September ethylene, propylene CPs settle down €50-55/tonne

Nel Weddle

29-Aug-2014

Focus article by Nel Weddle.

Europe eurosLONDON (ICIS)–European ethylene and propylene contract prices (CP) for September have settled down by €55/tonne and €50/tonne respectively, largely on the back of softer upstream naphtha values, market sources said on Friday.

After a couple of false starts, the ethylene CP was finally fully confirmed at €1,150/tonne, down around 5% from August, with both of the sellers involved indicating unified and broad support for the settlement across a wide range of derivatives.

Early on Thursday, an initial ethylene CP was reported between a producer and an integrated buyer not normally known for its participation in the contract process, at €1,160/tonne down by €45/tonne. This was later withdrawn following a lack of support from the wider market – the vast majority of buyers were intent on sticking to their €50-60/tonne or more targeted decreases.
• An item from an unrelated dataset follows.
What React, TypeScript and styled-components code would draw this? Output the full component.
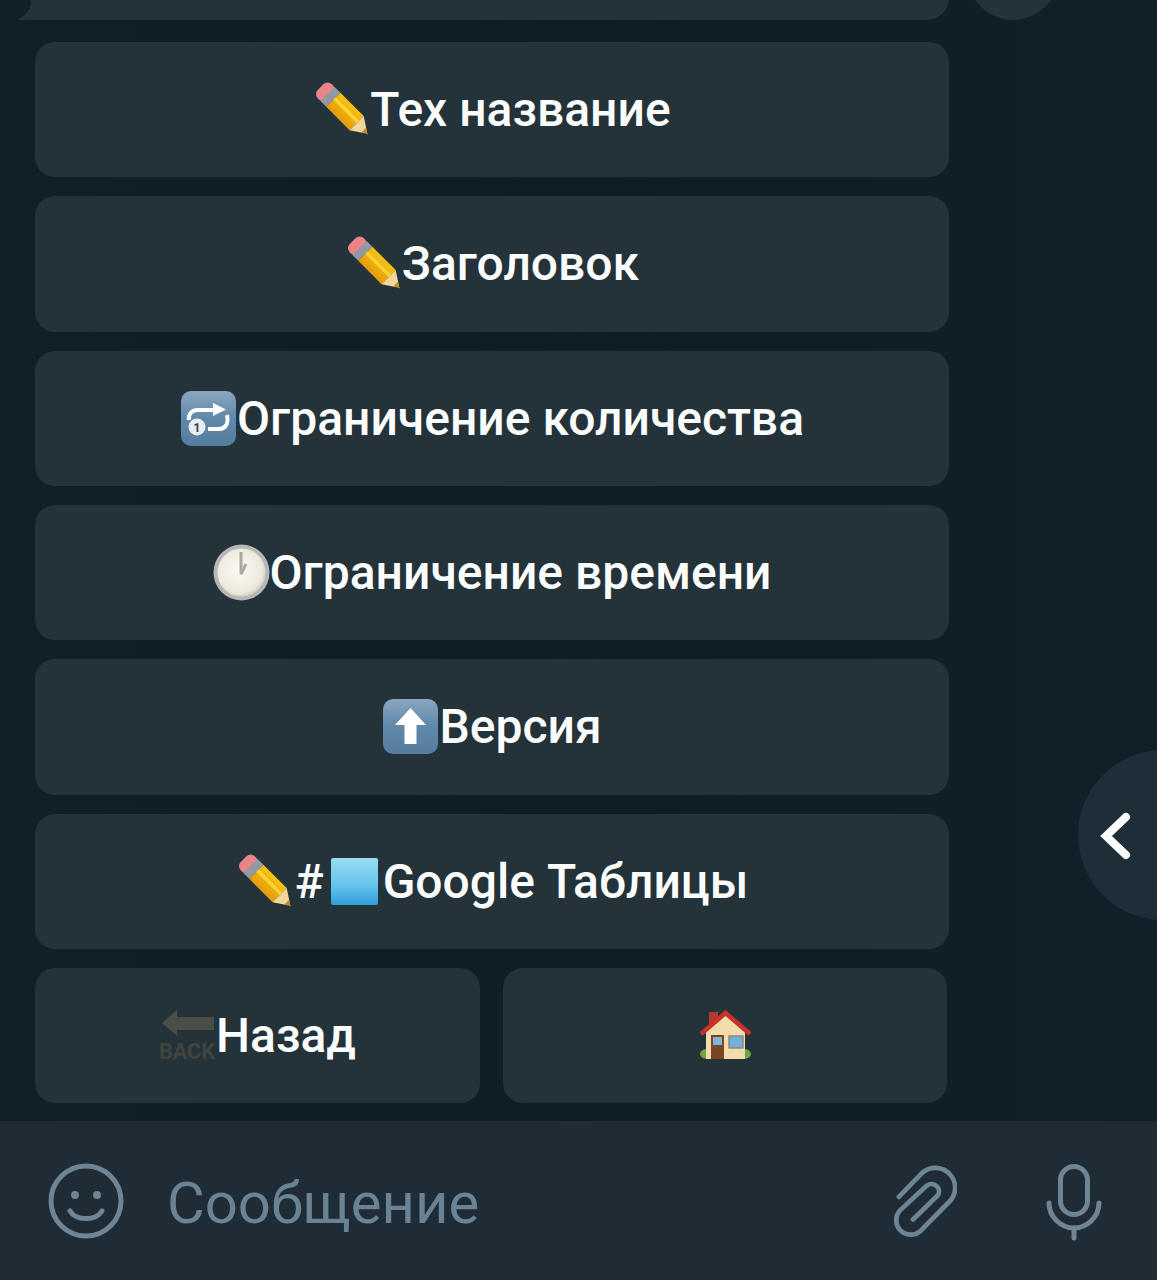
import React from "react";
import styled, { createGlobalStyle } from "styled-components";

const Global = createGlobalStyle`
  html, body { margin: 0; padding: 0; background: #101e26; }
  body { font-family: Roboto, "Liberation Sans", sans-serif; }
`;

const Screen = styled.div`
  position: relative;
  width: 1157px;
  height: 1280px;
  overflow: hidden;
  display: flex;
  flex-direction: column;
  background: linear-gradient(90deg, #111f28 0%, #0f1d25 50%, #111f28 100%);
`;

const Chat = styled.div`
  flex: 1;
  display: flex;
  flex-direction: column;
  gap: 22px;
`;

const MessageRow = styled.div`
  height: 20px;
  flex-shrink: 0;
  display: flex;
  align-items: flex-end;
  overflow: hidden;
  padding-left: 31px;
`;

const Bubble = styled.div`
  position: relative;
  width: 918px;
  height: 40px;
  flex-shrink: 0;
  background: #24323a;
  border-radius: 0 0 22px 0;
  &::before {
    content: "";
    position: absolute;
    left: -13px;
    bottom: 0;
    width: 14px;
    height: 20px;
    background: #24323a;
    clip-path: path("M14 0 C13 10 7 16 0 19 L1 20 L14 20 Z");
  }
`;

const ShareCircle = styled.div`
  width: 92px;
  height: 92px;
  flex-shrink: 0;
  margin-left: 18px;
  border-radius: 50%;
  background: #24323a;
`;

const Keyboard = styled.div`
  display: grid;
  grid-template-columns: 445px 444px;
  grid-auto-rows: 135.33px;
  column-gap: 23px;
  row-gap: 19px;
  padding-left: 35px;
`;

const KeyButton = styled.div<{ $wide?: boolean }>`
  grid-column: ${(p) => (p.$wide ? "1 / -1" : "auto")};
  width: ${(p) => (p.$wide ? "914px" : "auto")};
  display: flex;
  align-items: center;
  justify-content: center;
  border-radius: 20px;
  background: #24323a;
  color: #fbfdfd;
  font-size: 48px;
  font-weight: 500;
  white-space: nowrap;
`;

const Emoji = styled.svg`
  width: 57px;
  height: 57px;
  flex-shrink: 0;
  overflow: visible;
`;

const Hash = styled.span`
  margin: 0 2px;
`;

const InputBar = styled.div`
  height: 159px;
  flex-shrink: 0;
  display: flex;
  align-items: center;
  background: #1f2c36;
  padding: 0 50px 0 48px;
  color: #6d8595;
`;

const Placeholder = styled.div`
  flex: 1;
  margin-left: 43px;
  font-size: 58px;
  font-weight: 400;
  color: #6a8394;
  margin-top: 4px;
`;

const BarIcon = styled.svg<{ $w: number; $h: number; $gap?: number; $drop?: number }>`
  width: ${(p) => p.$w}px;
  height: ${(p) => p.$h}px;
  margin-left: ${(p) => p.$gap ?? 0}px;
  margin-top: ${(p) => p.$drop ?? 0}px;
  flex-shrink: 0;
  fill: none;
  stroke: currentColor;
  stroke-width: 5;
  stroke-linecap: round;
`;

const ScrollTab = styled.div`
  position: absolute;
  left: 1078px;
  top: 750px;
  width: 170px;
  height: 170px;
  border-radius: 50%;
  background: #1f2d38;
  display: flex;
  align-items: center;
  padding-left: 21px;
  box-sizing: border-box;
`;

const Chevron = styled.svg`
  width: 36px;
  height: 50px;
  fill: none;
  stroke: #fbfdfd;
  stroke-width: 8;
  stroke-linecap: round;
  stroke-linejoin: miter;
`;

const Pencil = () => (
  <Emoji viewBox="0 0 57 57">
    <defs>
      <linearGradient id="pb" x1="0" y1="0" x2="0" y2="1">
        <stop offset="0" stopColor="#f8c414" />
        <stop offset="1" stopColor="#e39a0a" />
      </linearGradient>
    </defs>
    <g transform="translate(12.5 11) rotate(45)">
      <rect x="-7" y="-10" width="14" height="20" rx="6" fill="#e98588" />
      <rect x="3" y="-10" width="8" height="20" fill="#8f9aa6" />
      <polygon points="11,-10 44,-10 44,10 11,10" fill="url(#pb)" />
      <rect x="11" y="-3.5" width="33" height="3.5" fill="#fbd436" />
      <polygon points="44,-10 57,-1.5 57,1.5 44,10" fill="#f3d69a" />
      <polygon points="54,-3 60,0 54,3" fill="#b98a2f" />
    </g>
  </Emoji>
);

const BlueTile = ({ id, children }: { id: string; children: React.ReactNode }) => (
  <Emoji viewBox="0 0 57 57">
    <defs>
      <linearGradient id={id} x1="0" y1="0" x2="0" y2="1">
        <stop offset="0" stopColor="#8aa6bf" />
        <stop offset="0.5" stopColor="#5f88aa" />
        <stop offset="1" stopColor="#557d9d" />
      </linearGradient>
    </defs>
    <rect x="1" y="1" width="55" height="55" rx="10" fill={`url(#${id})`} />
    {children}
  </Emoji>
);

const RepeatOne = () => (
  <BlueTile id="rep">
    <path d="M9 30 C8 24 12 20 18 20 L36 20" fill="none" stroke="#fff" strokeWidth="4" />
    <polygon points="33,13 46,19.5 33,26" fill="#fff" />
    <path d="M47 25 C49 34 45 39 39 39 L28 39" fill="none" stroke="#fff" strokeWidth="4" />
    <circle cx="17" cy="37" r="8.5" fill="#e8edf0" />
    <text x="17" y="41.5" textAnchor="middle" fontSize="12" fontWeight="700" fill="#33414d" fontFamily="Roboto, sans-serif">1</text>
  </BlueTile>
);

const UpArrow = () => (
  <BlueTile id="up">
    <polygon points="28.5,10 44,27 34.5,27 34.5,46 22.5,46 22.5,27 13,27" fill="#fff" />
  </BlueTile>
);

const Clock = () => (
  <Emoji viewBox="0 0 57 57">
    <defs>
      <radialGradient id="cf" cx="0.45" cy="0.45" r="0.6">
        <stop offset="0" stopColor="#fbfaf4" />
        <stop offset="0.8" stopColor="#ece8dc" />
        <stop offset="1" stopColor="#c9c6bd" />
      </radialGradient>
    </defs>
    <circle cx="28.5" cy="28.5" r="28" fill="#b6b8b8" />
    <circle cx="28.5" cy="28.5" r="24" fill="url(#cf)" />
    <path d="M28 8 L28 30 L33 20" fill="none" stroke="#a9a9a2" strokeWidth="3" />
  </Emoji>
);

const BlueSquare = () => (
  <Emoji viewBox="0 0 57 57">
    <defs>
      <linearGradient id="sq" x1="0" y1="0" x2="0" y2="1">
        <stop offset="0" stopColor="#9adcf2" />
        <stop offset="0.6" stopColor="#63c3ea" />
        <stop offset="1" stopColor="#2f9ddb" />
      </linearGradient>
    </defs>
    <rect x="5" y="5" width="47" height="47" rx="2" fill="url(#sq)" />
  </Emoji>
);

const Back = () => (
  <Emoji viewBox="0 0 57 57">
    <polygon points="3,16 18,3 18,10 55,10 55,23 18,23 18,29" fill="#4b4d48" />
    <text x="0" y="52" fontSize="22" fontWeight="700" fill="#41443f" textLength="56" lengthAdjust="spacingAndGlyphs" fontFamily="Roboto, sans-serif">BACK</text>
  </Emoji>
);

const House = () => (
  <Emoji viewBox="0 0 57 57">
    <rect x="12" y="5" width="9" height="14" fill="#b5382e" />
    <ellipse cx="10" cy="47" rx="7" ry="5" fill="#6ea83e" />
    <ellipse cx="47" cy="47" rx="7" ry="5" fill="#6ea83e" />
    <polygon points="9,24 28.5,8 48,24 48,52 9,52" fill="#f3dcab" />
    <path d="M4 27 L28.5 6 L53 27" fill="none" stroke="#c8322b" strokeWidth="4.5" />
    <rect x="14" y="28" width="13" height="24" fill="#7a4526" />
    <rect x="16" y="30" width="9" height="8" fill="#7fb6d8" />
    <rect x="32" y="29" width="14" height="12" fill="#6fb0dc" stroke="#8d8a7c" strokeWidth="1.5" />
  </Emoji>
);

export default function App() {
  return (
    <Screen>
      <Global />
      <Chat>
        <MessageRow>
          <Bubble />
          <ShareCircle />
        </MessageRow>
        <Keyboard>
          <KeyButton $wide><Pencil />Тех название</KeyButton>
          <KeyButton $wide><Pencil />Заголовок</KeyButton>
          <KeyButton $wide><RepeatOne />Ограничение количества</KeyButton>
          <KeyButton $wide><Clock />Ограничение времени</KeyButton>
          <KeyButton $wide><UpArrow />Версия</KeyButton>
          <KeyButton $wide><Pencil /><Hash>#</Hash><BlueSquare />Google Таблицы</KeyButton>
          <KeyButton><Back />Назад</KeyButton>
          <KeyButton><House /></KeyButton>
        </Keyboard>
      </Chat>
      <InputBar>
        <BarIcon $w={76} $h={76} viewBox="0 0 76 76">
          <circle cx="38" cy="38" r="35" />
          <circle cx="27" cy="32" r="4" fill="currentColor" stroke="none" />
          <circle cx="49" cy="32" r="4" fill="currentColor" stroke="none" />
          <path d="M22 48 C28 58 48 58 54 48" />
        </BarIcon>
        <Placeholder>Сообщение</Placeholder>
        <BarIcon $w={66} $h={80} $drop={4} viewBox="0 0 70 85">
          <path d="M8.3 36 L33 10.5 A21 21 0 0 1 61 42 L31 72.5 A15.5 15.5 0 0 1 9.3 50.5 L38 24 A8 8 0 0 1 50 34 L23.3 60" />
        </BarIcon>
        <BarIcon $w={66} $h={85} $gap={84} $drop={4} viewBox="0 0 66 85">
          <rect x="19.5" y="6.5" width="27" height="48" rx="13.5" />
          <path d="M8 43 C8 57 20 68 33 68 C46 68 58 57 58 43" />
          <path d="M33 68 L33 78" />
        </BarIcon>
      </InputBar>
      <ScrollTab>
        <Chevron viewBox="0 0 36 50">
          <path d="M27 7 L7 26 L27 45" />
        </Chevron>
      </ScrollTab>
    </Screen>
  );
}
Later on, another initial CP was reported – this time at €1,155/tonne, down by €50/tonne – but as a result of a misunderstanding was not fully confirmed and was declared null and void. A second settlement to follow the €1,155/tonne, was withdrawn.

Such events are extremely rare, and some players would argue that such events prove that the monthly contract price mechanism is working well.

Meanwhile, the propylene CP was finalised at €1,105/tonne, a difference of about 4% when compared to the August contract.

A reduction on prior-month contract prices was widely expected, as naphtha was consistently softer throughout August when compared with the previous month.

Feedstock movements normally play a large part in the discussions, but the supply and demand outlook is also understood to have had an influence.

Contract players had to weigh the impact of the weaker feedstock against the potential effect of scheduled cracker maintenances and uncertainties over derivative demand.

Opinions regarding demand were mixed, with some sources expecting an uptick following a dip in demand due to expectations of lower contract prices, while others expected it to be flat.

Sources said that scheduled cracker maintenances had the potential to tighten both ethylene and propylene supply, but several players noted that the crackers undergoing maintenance were considered to be “smaller- scale”, and/or in rather more isolated areas, which had limited impact on the markets as a whole.

Spot activity on both markets was virtually non-existent, sources said, because of the focus on the CP outcome.

The contracts are settled on a free delivered (FD) northwest Europe (NWE) basis.